Benedict is a truth seeker, not one to mince words. He goes straight to the point, which is something anyone will notice in his responses to the German journalist Peter Seewald, former editor of “Der Spiegel” and former communist, during the interview that led to the book, published by Ignatius Press in the US.
The emeritus pope refused to see any questions in advance and replied to Seewald without hestitation, making the tough journalist abandon communism and atheism and return to the Catholic faith.
“Icon of Holy Saturday” is a perfect description by Benedict. The Shroud lies between where human understanding ends – Good Friday — and where mystery begins – Easter Sunday.
Louis’ paper, and the Fanti exposition which follows it, is admirable. There is much to quibble at, but in general I think Giulio has expressed his case clearly. As he admits, however, it will hold no water until he can suggest how a body wrapped in a cloth can produce the kind of discharge implied. He agrees that earthquakes and radon are unlikely to be the cause, and stops short of “therefore it must be a miracle” for which I applaud him, although he needs now to demonstrate that ball lightning (his favoured explanation) can have the appropriate effect.
The other paper, however “The Physics of Resurrection” is gibberish. The risen body of Jesus certainly does not conforms to the physical laws of ‘something’ traveling beyond the speed of light. The risen body of Jesus was not infinitely massive, for a start (or consider the effect on the gravity of the earth!). Nor does the vague “very intense burst of energy” even begin to describe the energy required to accelerate a 60kg mass from rest to the speed of light, which would have annihilated most of Israel, let alone Jerusalem. And what was that nonsense about “just such images were burned onto walls by atomic bombs at Hiroshima and Nagasaki? No images were burned onto walls. Those shapes are demonstrably shadows, and show places where radiation did not reach the walls, not places where it did. The author is making the trival error of assuming that because a Fire Engine and my pencil are both red, my pencil is obviously a Fire Engine.

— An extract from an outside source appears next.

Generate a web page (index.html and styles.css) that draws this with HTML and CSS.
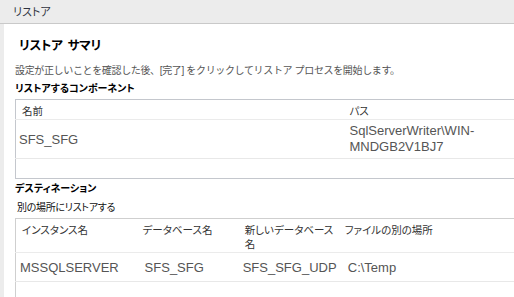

(Reviewing what I wrote when Dan first referenced this article, I see I was much milder in my comments, merely referring to it as non-sense. Well, I’ve changed my mind; it’s gibberish.)
Thank you, Hugh. God willing, there is more to come from other quarters in January, after which your comments will be welcome. Whether it is gibberish or not……
“Good Friday – where human understanding ends, Easter where mystery begins”.
Pope Emeritus Benedict XVI was the object of an article by Roland Hill in the weekly “The Tablet”, published in England many years ago. He was then Cardinal Joseph Ratzinger, Prefect of the Congregation for the Doctrine of the Faith. The top German intellectual, who taught in universities in his native country for forty years, is, as I wrote, a truth seeker. He did not expect to be Pope, in fact he had asked John Paul II, the pope-philosopher, to be released of his duties as prefect to work in the Vatican library. His request was turned down.
The “Tablet” article portrayed Benedict as someone who was perplexed by the fact that Jesus was crucified. In other words, Why did God allow that to happen? When he went to Auschwitz, the pontiff asked, “Where was God?”.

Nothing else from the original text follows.